Vayu loves to spin in my mind, tantalizing me with a flurry of fascinating, intriguing, or even disturbing ideas. It paints itself as more exciting than stodgy, boring earth. On the upside, it stirs me to action, and has made me a great multi-tasker. But on the downside, it can get me in a frazzled state, or even spinning in a vortex of anxiety. My best experiences of the power of vayu are when its power organizes and mobilizes a meaningful daily schedule, so its movement is well channeled towards my ideals and to what is beneficial.
Akasha in me says: drop it, spread your wings, and soar. Akasha loves and promotes freedom and space: climb to the top of the hill and spread my arms to take in the expanse before me; unclutter the space that the squirreling, hoarding prithvi has filled up. In hatha yoga, akasha says yes! to the asanas (postures) and pranayamas (breathing exercises) that create openness and expansiveness in the heart region. Akasha expresses itself in me as a love of freedom and detachment, in dreams of flying effortlessly, and in discovering the spaces of freedom within the apparent restrictions of discipline.
I like to think of earth as quietly filled with treasures and nourishment that need the stimulation of tej to be revealed. So I get fired up by chai with lots of ginger, by stimulating conversation and books, and by being in a warm, colorful place. Then, I can get kindled like a tej dominant person: on fire about a cause or an ideal, analyzing and shedding light on ideas and information, lit up with insights – as my cheeks get flushed. Then, I’m reading and analyzing and writing, feeling: Wow! Now I’m really on fire with something amazing. But oh dear, getting very frustrated when people put up too many obstacles.
Meanwhile, aap within me is singing its song: All you need is love. It offers the irresistible nectar of devotion as a sweet alternative to the stimulating world of sexy ideas. It makes me thrive on being connected with and interacting with people, whether for satsangha (gathering around truth and wisdom), or to accomplish things in the world – or just because people are wonderful. When aap and vayu come together, I sing, and devotion surges throughout my being. Unfortunately, when aap and prithvi get together in me in excess, they turn so easily into layers of squishy fat. It all happens while I’m sitting here innocently doing my work at the computer, enchanted with ideas and words.

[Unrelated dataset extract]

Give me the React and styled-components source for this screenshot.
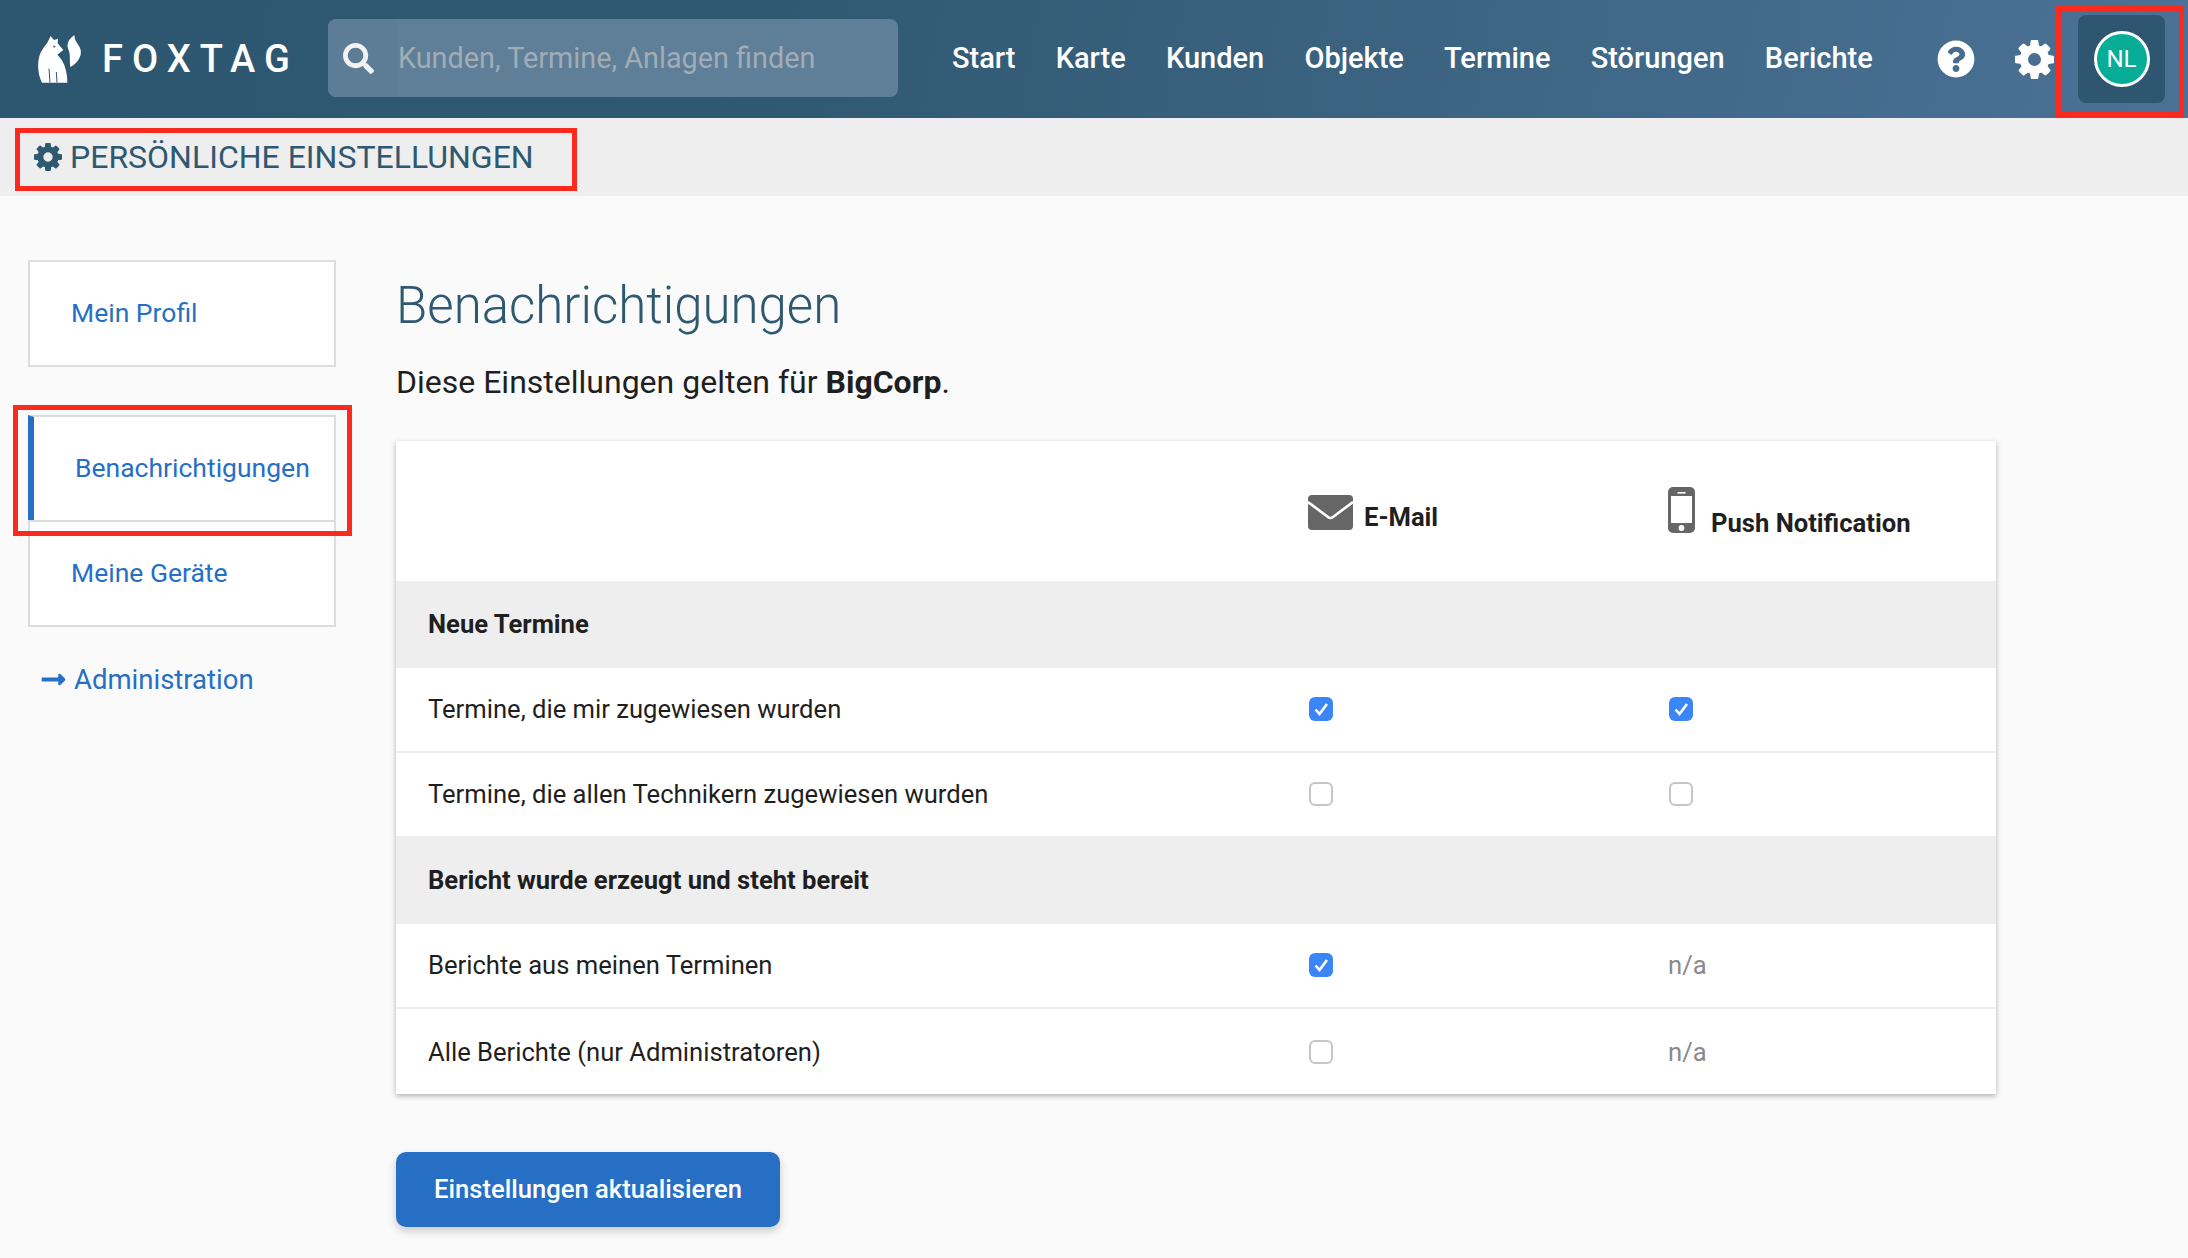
import React from "react"
import styled, { createGlobalStyle } from "styled-components"
import { FaLongArrowAltRight, FaQuestionCircle, FaSearch } from "react-icons/fa"

const GlobalStyle = createGlobalStyle`
    html, body {
        margin: 0;
        min-height: 100%;
        background: #fafafa;
        font-family: Roboto, "Liberation Sans", sans-serif;
        color: #1f1f1f;
    }
    * { box-sizing: border-box; }
`;

const NAV_ITEMS = ["Start", "Karte", "Kunden", "Objekte", "Termine", "Störungen", "Berichte"];

function CogIcon({ size }) {
    return (
        <svg width={size} height={size} viewBox="128 128 1536 1536" fill="currentColor">
            <path fillRule="evenodd" d="M1152 896q0-106-75-181t-181-75-181 75-75 181 75 181 181 75 181-75 75-181zm512-109v222q0 12-8 23t-20 13l-185 28q-19 54-39 91 35 50 107 138 10 12 10 25t-9 23q-27 37-99 108t-94 71q-12 0-26-9l-138-108q-44 23-91 38-16 136-29 186-7 28-36 28h-222q-14 0-24.5-8.5t-11.5-21.5l-28-184q-49-16-90-37l-141 107q-10 9-25 9-14 0-25-11-126-114-165-168-7-10-7-23 0-12 8-23 15-21 51-66.5t54-70.5q-27-50-41-99l-183-27q-13-2-21-12.5t-8-23.5v-222q0-12 8-23t19-13l186-28q14-46 39-92-40-57-107-138-10-12-10-24 0-10 9-23 26-36 98.5-107.5t94.5-71.5q13 0 26 10l138 107q44-23 91-38 16-136 29-186 7-28 36-28h222q14 0 24.5 8.5t11.5 21.5l28 184q49 16 90 37l142-107q9-9 24-9 13 0 25 10 129 119 165 170 7 8 7 22 0 12-8 23-15 21-51 66.5t-54 70.5q26 50 41 98l183 28q13 2 21 12.5t8 23.5z" />
        </svg>
    );
}

function FoxLogo() {
    return (
        <LogoSvg viewBox="0 0 210 195">
            <path fill="#fff" d="M62 30 L72 42 L84 38 L83 52 L100 72 L82 86 C100 102 112 130 112 170 L36 170 C26 150 22 125 26 100 C30 75 44 62 52 50 Z" />
            <path stroke="#2e5670" strokeWidth="3" fill="none" d="M57 128 L60 170 M79 138 L81 170" />
            <path fill="#2e5670" d="M68 58 L78 62 L72 65 Z" />
            <path fill="#fff" d="M133 27 C118 38 108 52 115 70 C122 86 118 104 121 123 C142 112 156 92 152 72 C148 54 134 50 133 27 Z" />
        </LogoSvg>
    );
}

function EnvelopeIcon() {
    return (
        <svg width="45" height="35" viewBox="0 0 45 35">
            <rect width="45" height="35" rx="4" fill="#666" />
            <path d="M0 7 L20 22 Q22.5 24 25 22 L45 7" fill="none" stroke="#fff" strokeWidth="2.6" />
        </svg>
    );
}

function PhoneIcon() {
    return (
        <svg width="27" height="46" viewBox="0 0 27 46">
            <rect width="27" height="46" rx="5" fill="#666" />
            <rect x="3" y="9" width="21" height="27" fill="#fff" />
            <rect x="9.5" y="5" width="8" height="1.6" fill="#fff" />
            <circle cx="13.5" cy="41" r="2.9" fill="#fff" />
        </svg>
    );
}

function Check({ checked }) {
    return (
        <CheckBox $checked={checked}>
            {checked && (
                <svg width="24" height="24" viewBox="0 0 24 24">
                    <path d="M6.5 12.5 L10.5 17 L18 7" fill="none" stroke="#fff" strokeWidth="2.6" />
                </svg>
            )}
        </CheckBox>
    );
}

export default function App() {
    return (
        <>
            <GlobalStyle />
            <Header>
                <Logo>
                    <FoxLogo />
                    <LogoText>FOXTAG</LogoText>
                </Logo>
                <Search>
                    <SearchAddon><FaSearch size={31} /></SearchAddon>
                    <SearchInput placeholder="Kunden, Termine, Anlagen finden" />
                </Search>
                <Nav>
                    {NAV_ITEMS.map((item) => <NavLink key={item}>{item}</NavLink>)}
                </Nav>
                <HeaderIcons>
                    <FaQuestionCircle size={38} />
                    <CogIcon size={39} />
                </HeaderIcons>
                <AvatarBox>
                    <Avatar>NL</Avatar>
                    <RedBox $inset="-9px -19px -14px -22px" />
                </AvatarBox>
            </Header>

            <SubHeader>
                <CogIcon size={28} />
                <SubTitle>PERSÖNLICHE EINSTELLUNGEN</SubTitle>
                <RedBox $inset="10px auto 5px 15px" $width="562px" />
            </SubHeader>

            <Page>
                <Sidebar>
                    <SideItem>Mein Profil</SideItem>
                    <SideGroup>
                        <SideItem $active>
                            Benachrichtigungen
                            <RedBox $inset="-12px -18px -16px -21px" />
                        </SideItem>
                        <SideItem>Meine Geräte</SideItem>
                    </SideGroup>
                    <AdminLink>
                        <FaLongArrowAltRight size={27} />
                        Administration
                    </AdminLink>
                </Sidebar>

                <Content>
                    <Title>Benachrichtigungen</Title>
                    <Intro>Diese Einstellungen gelten für <b>BigCorp</b>.</Intro>

                    <Card>
                        <HeadRow>
                            <span />
                            <HeadCell><EnvelopeIcon /><EmailLabel>E-Mail</EmailLabel></HeadCell>
                            <HeadCell $push><PhoneIcon /><PushLabel>Push Notification</PushLabel></HeadCell>
                        </HeadRow>

                        <GroupRow $height="87px">Neue Termine</GroupRow>
                        <Row>
                            <span>Termine, die mir zugewiesen wurden</span>
                            <Check checked />
                            <Check checked />
                        </Row>
                        <Row>
                            <span>Termine, die allen Technikern zugewiesen wurden</span>
                            <Check />
                            <Check />
                        </Row>

                        <GroupRow $height="86px">Bericht wurde erzeugt und steht bereit</GroupRow>
                        <Row>
                            <span>Berichte aus meinen Terminen</span>
                            <Check checked />
                            <NotAvailable>n/a</NotAvailable>
                        </Row>
                        <Row $last>
                            <span>Alle Berichte (nur Administratoren)</span>
                            <Check />
                            <NotAvailable>n/a</NotAvailable>
                        </Row>
                    </Card>

                    <SaveButton>Einstellungen aktualisieren</SaveButton>
                </Content>
            </Page>
        </>
    );
}

const Header = styled.header`
    display: flex;
    align-items: center;
    height: 118px;
    padding-left: 30px;
    background: linear-gradient(100deg, #2d5670 0%, #2f5871 35%, #4b7296 100%);
    color: #fff;
`;

const Logo = styled.div`
    display: flex;
    align-items: center;
    width: 298px;
    flex-shrink: 0;
`;

const LogoSvg = styled.svg`
    width: 70px;
    height: 65px;
    margin-bottom: 1px;
`;

const LogoText = styled.span`
    margin-left: 2px;
    font-size: 38px;
    font-weight: 500;
    letter-spacing: 9px;
`;

const Search = styled.div`
    display: flex;
    width: 570px;
    height: 78px;
    margin-bottom: 2px;
    border-radius: 8px;
    overflow: hidden;
    background: #5e7f97;
`;

const SearchAddon = styled.div`
    display: flex;
    align-items: center;
    justify-content: center;
    width: 70px;
    padding-right: 10px;
    color: #f2f2f2;
    background: #5c7d95;
`;

const SearchInput = styled.input`
    flex: 1;
    border: 0;
    padding: 0;
    background: transparent;
    font-family: inherit;
    font-size: 28.8px;
    outline: none;
    &::placeholder { color: #a1adb6; opacity: 1; }
`;

const Nav = styled.nav`
    display: flex;
    gap: 40.2px;
    margin: 0 0 2px 54px;
    width: 985px;
`;

const NavLink = styled.a`
    font-size: 29px;
    font-weight: 500;
`;

const HeaderIcons = styled.div`
    display: flex;
    align-items: center;
    gap: 40px;
    svg { display: block; }
`;

const AvatarBox = styled.div`
    position: relative;
    display: flex;
    align-items: center;
    justify-content: center;
    width: 87px;
    height: 88px;
    margin-left: 24px;
    border-radius: 8px;
    background: #2e5670;
`;

const Avatar = styled.div`
    display: flex;
    align-items: center;
    justify-content: center;
    width: 56px;
    height: 56px;
    border: 3px solid #fff;
    border-radius: 50%;
    background: #07ad96;
    font-size: 24px;
`;

const RedBox = styled.div`
    position: absolute;
    inset: ${(props) => props.$inset};
    width: ${(props) => props.$width || "auto"};
    border: 5px solid #fb2a1e;
    pointer-events: none;
    z-index: 2;
`;

const SubHeader = styled.div`
    position: relative;
    display: flex;
    align-items: center;
    gap: 8px;
    height: 78px;
    padding: 0 0 0 34px;
    background: #eeeeee;
    color: #2f5871;
`;

const SubTitle = styled.span`
    font-size: 32px;
`;

const Page = styled.main`
    display: flex;
    gap: 60px;
    padding: 64px 0 31px 28px;
`;

const Sidebar = styled.aside`
    display: flex;
    flex-direction: column;
    width: 308px;
    flex-shrink: 0;
`;

const SideGroup = styled.div`
    display: flex;
    flex-direction: column;
    margin-top: 48px;
`;

const SideItem = styled.a`
    position: relative;
    display: flex;
    align-items: center;
    height: ${(props) => (props.$active ? "105px" : "107px")};
    padding: 0 0 2px 41px;
    border: 2px solid #dddddd;
    border-bottom-width: ${(props) => (props.$active ? "0" : "2px")};
    border-left: ${(props) => (props.$active ? "6px solid #266fc5" : "2px solid #dddddd")};
    background: #fff;
    color: #266fc5;
    font-size: 26.5px;
`;

const AdminLink = styled.a`
    display: flex;
    align-items: center;
    gap: 7px;
    margin-top: 36px;
    padding-left: 12px;
    color: #266fc5;
    font-size: 27.5px;
`;

const Content = styled.section`
    display: flex;
    flex-direction: column;
    align-items: flex-start;
    width: 1600px;
`;

const Title = styled.h1`
    margin: 1px 0 0;
    line-height: 90px;
    color: #2f5871;
    font-size: 51px;
    font-weight: 300;
`;

const Intro = styled.p`
    margin: 11px 0 39px;
    line-height: 40px;
    font-size: 32px;
    b { font-weight: 700; }
`;

const Card = styled.div`
    width: 100%;
    background: #fff;
    box-shadow: 0 2px 5px rgba(0, 0, 0, 0.3);
`;

const RowGrid = styled.div`
    display: grid;
    grid-template-columns: 880px 360px 1fr;
    align-items: center;
    padding-left: 32px;
`;

const HeadRow = styled(RowGrid)`
    height: 140px;
    font-size: 25.6px;
    font-weight: 700;
`;

const HeadCell = styled.div`
    display: flex;
    align-items: ${(props) => (props.$push ? "flex-start" : "center")};
    gap: ${(props) => (props.$push ? "16px" : "11px")};
    margin-top: 3px;
`;

const EmailLabel = styled.span`
    margin-top: 9px;
`;

const PushLabel = styled.span`
    margin-top: 21px;
`;

const GroupRow = styled.div`
    display: flex;
    align-items: center;
    height: ${(props) => props.$height};
    padding: 0 0 2px 32px;
    background: #eeeeee;
    font-size: 25.6px;
    font-weight: 700;
`;

const Row = styled(RowGrid)`
    height: 85px;
    padding-bottom: ${(props) => (props.$last ? "0" : "1px")};
    border-bottom: ${(props) => (props.$last ? "0" : "2px solid #eeeeee")};
    font-size: 25.6px;
`;

const CheckBox = styled.span`
    display: block;
    width: 24px;
    height: 24px;
    margin-left: 0.5px;
    border-radius: 6px;
    border: ${(props) => (props.$checked ? "0" : "2px solid #c6c6c6")};
    background: ${(props) => (props.$checked ? "#3a86f8" : "#fff")};
    svg { display: block; }
`;

const NotAvailable = styled.span`
    color: #8a8a8a;
`;

const SaveButton = styled.button`
    width: 384px;
    height: 75px;
    margin-top: 58px;
    padding: 0 0 2px;
    border: 0;
    border-radius: 10px;
    background: #266fc5;
    box-shadow: 0 4px 10px rgba(0, 0, 0, 0.2);
    color: #fff;
    font-family: inherit;
    font-size: 25.6px;
    font-weight: 500;
`;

Yet, it all comes back to prithvi. It’s an identity I’ve resisted, not seeing myself as a cook or a laborer. But prithvi’s riches, I discover, are not confined to these stereotypes.
Last year, I attended a Soma Yajna (a sublime and complex Vedic fire ritual). I was moved not only by the mystical dimension of the rituals and the knowledge that informs its intricate steps, but also by the environment in which it took place: it was an earthy, nature fest! The yajna was held in a large open mandap (pavilion) that allowed the sun and the breeze, the sounds of the cows and the stream to move through it unobstructed. The mandap was constructed with bamboo poles and had a bare floor of reddish earth swept clean. It was sparsely arranged with altars built of clay and coated with cow dung, piles of twigs, and fragrant kindling for the fires, earthen pots, and hand-made wooden utensils, fires kindled through the churning friction of dry wooden implements and prayers, pots of pure ghee, fruits, nuts, leaves, grasses, flowers – all woven together by the melodious chanting of mantras, the fragrant smoke of the yajna fires, and the amazing knowledge in action of the Vedic experts.
This was a grand royal ritual with silver vessels, marble floors and rich piles of mithai (Indian sweets). The grandest moment was when the spry ritualists squatted together on their grass mats to drink freshly pressed soma juice from chunky, wooden ladles, smiling with delight, mantras resounding in celebration and awe. I was so immeasurably happy sitting there, absorbed and delighted. All that earthiness wove together the other elements in a way that created heaven for me.